← Back
Lesson 04

Limits of Serial Decoding

Autoregressive generation is fundamentally sequential — each token depends on all previous outputs. This seriality bottlenecks modern hardware that was built for parallel computation.

Training vs inference parallelism

During training, all target tokens are known in advance. The entire sequence can be processed in one forward pass — highly parallel. During inference, each token must be generated before the next one can start — strictly serial.

Parallelism comparison

The memory bandwidth wall

Each time the model generates one token, it must load ALL model weights from GPU memory (HBM) into compute units. For a 70B parameter model at float16, that's 140 GB read per token — regardless of whether batch size is 1 or 1000.

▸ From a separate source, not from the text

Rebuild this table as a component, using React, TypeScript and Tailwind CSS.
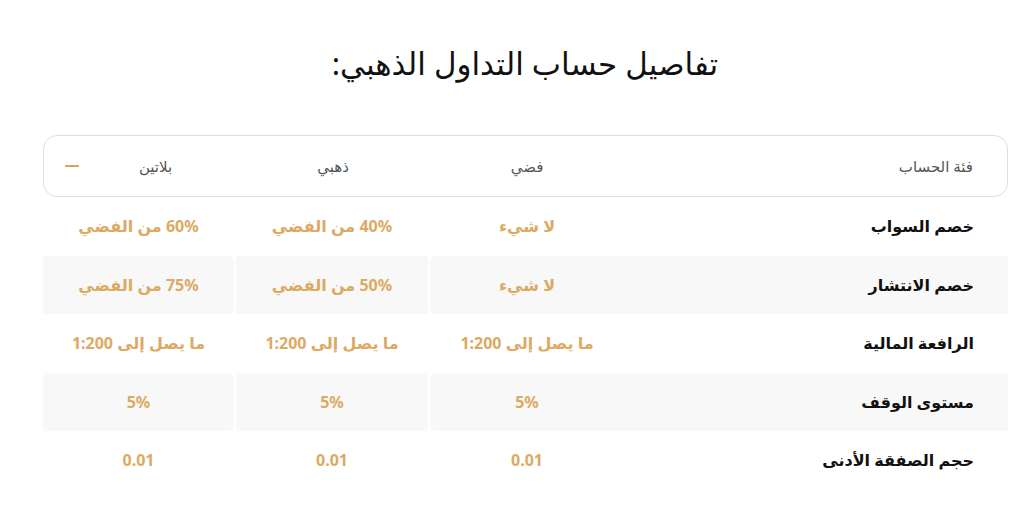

Arithmetic intensity = FLOPs / bytes read. Attention is compute-bound during training (process many tokens = high intensity). Token generation is memory-bound (one token per weight load = low intensity).

1
Roofline model — arithmetic intensity vs throughput

Latency vs throughput

Latency is how long a single user waits for their response. Throughput is how many tokens per second the server produces across all users. These are in direct tension: small batches give low latency, large batches give high throughput.

The batch size controls how many users are processed in a single GPU forward pass. Batch=1 means only one user's token is generated per step — all other users queue. Batch=4 means all four users receive their next token in the same step, at no extra latency cost.

Request scheduling — Gantt timeline

Speculative decoding

Speculative decoding uses a small fast 'draft' model to generate N tokens cheaply, then the large target model verifies all N in a single parallel forward pass. If the large model agrees, you get N tokens for the price of ~1 large-model step.

Speculative decoding timeline
In practice speculative decoding gives 2–3× speedup on the target model. The acceptance rate depends on alignment between draft and target distributions. It works because the large model verifying is cheaper than the large model generating.

Why this matters for the future

These constraints — serial decoding, memory bandwidth bottleneck, latency-throughput tension — motivate entirely new model architectures that generate all tokens in parallel rather than one at a time. That's where diffusion language models come in.

Each limitation described here is a concrete engineering pressure: hardware designed for parallel dense matrix multiplications sits underutilised during autoregressive generation. The question isn't whether alternatives will emerge, but which tradeoffs they make.